Microsoft Teams Transcription is Here | Quisitive
Microsoft Teams Transcription is Here
March 18, 2021
Quisitive
Meeting transcriptions have arrived in Microsoft Teams. We take a look at how to use them, the experience, and what might come in the future.

I have been waiting for Microsoft to offer transcriptions of meetings for a while now.  It has finally hit General Release.  You can now not only record the video and audio of a meeting, but also get a text copy of what was said.  Microsoft Teams knows who is speaking and it attributes the speech to them in the transcript.  This is a logical extension of the Live Captions that we have had for a while.  Since Microsoft has moved the saved recording from Microsoft Stream which did this, it was a natural fit to add this now.

Some Limitations Right Off the Bat

Before you get into the cool stuff let me make sure we understand some of the limitations.  Some of these will likely change over time as Microsoft adds new features and you can read the final word here.

  • Only for Scheduled meetings not in a channel (not in Meet Now as an example)
  • Works only for English
  • On the Desktop version not the Web at this time
  • In GCC no speaker attribution (not at all in GCC-High or DoD)
  • Only with E3 or E5, Business Standard & Premium (not Business Basic)

Turning on transcription in a meeting

Turning on transcription in a meeting is really simple.  Its right next to the Live Captions, so in the Meeting Bar you click on the Open Menu (…) and then down near the bottom there is an option to Start Transcription.

Teams More Actions Menu
Microsoft Teams More Actions Menu: start your transcription here

After a bit, Microsoft Teams will display the Recording indicator. Teams also display a note to inform you that you should let everyone know you are recording.  They will see this as well, just like with an audio/video recording.
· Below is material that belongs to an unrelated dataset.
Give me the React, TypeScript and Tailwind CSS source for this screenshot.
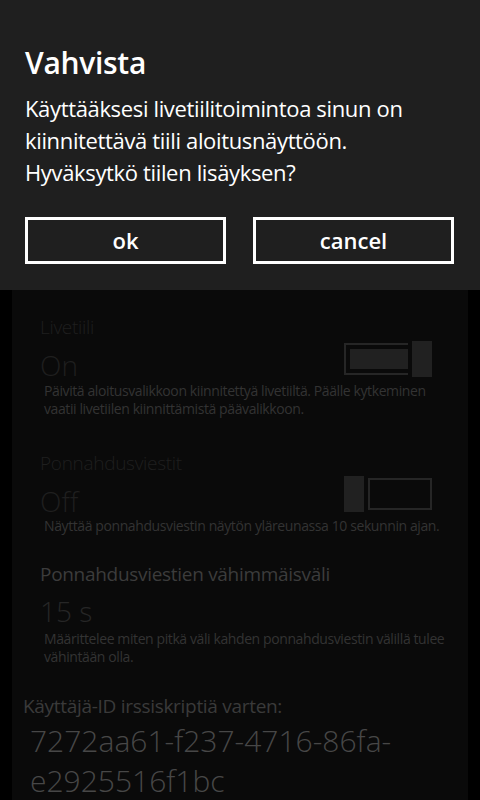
import React from "react";

function SwitchOn() {
  return (
    <div className="flex h-[36px] items-center gap-[4px]">
      <div className="flex h-[32px] w-[64px] items-stretch border-y-2 border-l-2 border-[#262626] py-[4px] pl-[4px]">
        <div className="flex-1 bg-[#212121]" />
      </div>
      <div className="h-[36px] w-[20px] bg-[#212121]" />
    </div>
  );
}

function SwitchOff() {
  return (
    <div className="flex h-[36px] items-center gap-[4px]">
      <div className="h-[36px] w-[20px] bg-[#212121]" />
      <div className="h-[32px] w-[64px] border-2 border-[#262626]" />
    </div>
  );
}

export default function App() {
  const font = { fontFamily: '"Open Sans", "Noto Sans", sans-serif' };
  return (
    <div className="relative h-[800px] w-[480px] overflow-hidden bg-black" style={font}>
      <div className="mx-[12px] h-[800px] bg-[#0a0a0a] pt-[315px]">
        {/* Section 1 */}
        <div className="pl-[28px] pr-[36px]">
          <div className="text-[19px] leading-[24px] tracking-[-0.3px] font-light text-[#1f1f1f]">Livetiili</div>
          <div className="mt-[2px] flex h-[36px] items-start justify-between">
            <div className="pt-[6px] text-[28px] leading-[36px] font-light text-[#1f1f1f]">On</div>
            <SwitchOn />
          </div>
        </div>
        <div className="mt-[5px] pl-[32px] pr-[10px] text-[14px] leading-[18px] tracking-[-0.4px] text-[#333333]">
          Päivitä aloitusvalikkoon kiinnitettyä livetiiltä. Päälle kytkeminen vaatii livetiilen kiinnittämistä päävalikkoon.
        </div>

        {/* Section 2 */}
        <div className="mt-[33px] pl-[28px] pr-[36px]">
          <div className="text-[19px] leading-[24px] tracking-[-0.3px] font-light text-[#1f1f1f]">Ponnahdusviestit</div>
          <div className="mt-[1px] flex h-[36px] items-start justify-between">
            <div className="pt-[7px] text-[28px] leading-[36px] font-light text-[#1f1f1f]">Off</div>
            <SwitchOff />
          </div>
        </div>
        <div className="mt-[5px] pl-[32px] pr-[10px] text-[14px] leading-[18px] tracking-[-0.4px] text-[#333333]">
          Näyttää ponnahdusviestin näytön yläreunassa 10 sekunnin ajan.
        </div>

        {/* Section 3 */}
        <div className="mt-[27px] pl-[28px] pr-[36px]">
          <div className="text-[19px] leading-[24px] tracking-[-0.3px] text-[#3c3c3c]">Ponnahdusviestien vähimmäisväli</div>
          <div className="mt-[7px] text-[28px] leading-[36px] font-light text-[#262626]">15 s</div>
        </div>
        <div className="mt-[1px] pl-[32px] pr-[10px] text-[14px] leading-[18px] tracking-[-0.4px] text-[#333333]">
          Määrittelee miten pitkä väli kahden ponnahdusviestin välillä tulee vähintään olla.
        </div>

        {/* User ID */}
        <div className="mt-[28px] pl-[11px] text-[19px] leading-[24px] tracking-[-0.3px] text-[#3a3a3a]">
          Käyttäjä-ID irssiskriptiä varten:
        </div>
        <div className="mt-[3px] pl-[18px] pr-[12px] text-[30px] leading-[40px] font-light text-[#474747]">
          7272aa61-f237-4716-86fa-e2925516f1bc
        </div>
      </div>

      {/* Dialog overlay */}
      <div className="absolute left-0 top-0 h-[290px] w-[480px] bg-[#1f1f1f] px-[25px] pt-[45px]">
        <div className="text-[30px] leading-[36px] tracking-[-0.3px] font-semibold text-white">Vahvista</div>
        <div className="mt-[11px] text-[22px] leading-[32px] tracking-[-0.35px] text-white">
          Käyttääksesi livetiilitoimintoa sinun on kiinnitettävä tiili aloitusnäyttöön. Hyväksytkö tiilen lisäyksen?
        </div>
        <div className="mt-[29px] flex gap-[27px] pr-[1px]">
          <button className="flex h-[47px] w-[201px] items-center justify-center border-[3px] border-white text-[22px] font-semibold text-white">
            ok
          </button>
          <button className="flex h-[47px] w-[201px] items-center justify-center border-[3px] border-white text-[22px] font-semibold text-white">
            cancel
          </button>
        </div>
      </div>
    </div>
  );
}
Banner to nofity users of being recorded
Its always a good idea to make sure people know they are being recorded

Using it in a meeting

Once you are in the meeting, the transcription window will appear on the side.  If you open up Chat, Notes, or Participants then they will overlay the transcription.  Get it back (or hide it) by using the More Actions (…) menu.

In Meeting Teams menu
You can Show/Hide and Stop the Transcription

Stop the transcription using this as well.  If you do stop it, and start it again in the same meeting (or a recurring one) it will treat it as a totally different transcription which can be very useful.

Finding it after a meeting

Microsoft has also released the new Meeting Recap screen which adds a Recordings and Transcripts option to it.  This allows you to see all of the recordings and transcripts for a meeting.  If there are multiple, it will display the date of the recording on the side.  This helps if this is a recurring meeting as one example. If you go to the meeting in your Chat rail, you will see a link to the transcription:

Meeting Chat with link to Transcription
Microsoft Teams meeting Chat with a link to the transcription

This makes it easy to find by linking it to the meeting.  It doesn’t appear that you can search inside of the chat right now, however, you can download it and then load it into a Team or other location and it would then be indexed. The transcript itself is easy to read and includes the name, time, and photo of the speaker.

Transcript with tab and download link
Microsoft Teams Meeting Transcript, note the Download link.

What about retention?

I assume this is treated as a regular Teams Chat message and will be deleted if you have a retention policy set.  I cannot confirm this right now and the Microsoft documentation on Teams Retention does not mention transcripts and if they are retained or not.

Last Thoughts and What’s Next

I am looking forward to my podcast recording later today where I plan to use this feature so that we can get a transcript of our episodes that I can post here to make it easier to find specific things that we talked about.  I was recommended that by Christian Buckley years ago, and I think that Microsoft finally has made it easy for me.

What does the future hold for transcriptions?  Well, for one, I suspect that translations are out there.  Live Events and Microsoft PowerPoint already does that.  Microsoft wants to make that part of Live Captions and adding that to transcriptions should work.  I suspect we will see a few languages at a time added when that comes out.  A limiting factor is the compute costs for Microsoft in doing the translations, but it shouldn’t be much more to add translations to speech to text.

Adding search capabilities would be a massive advantage.  How often has someone told you something in a meeting and you cannot remember where or when?  Enabling search inside of transcripts will be a major improvement and stop having to download the transcript and adding it to a team as an example.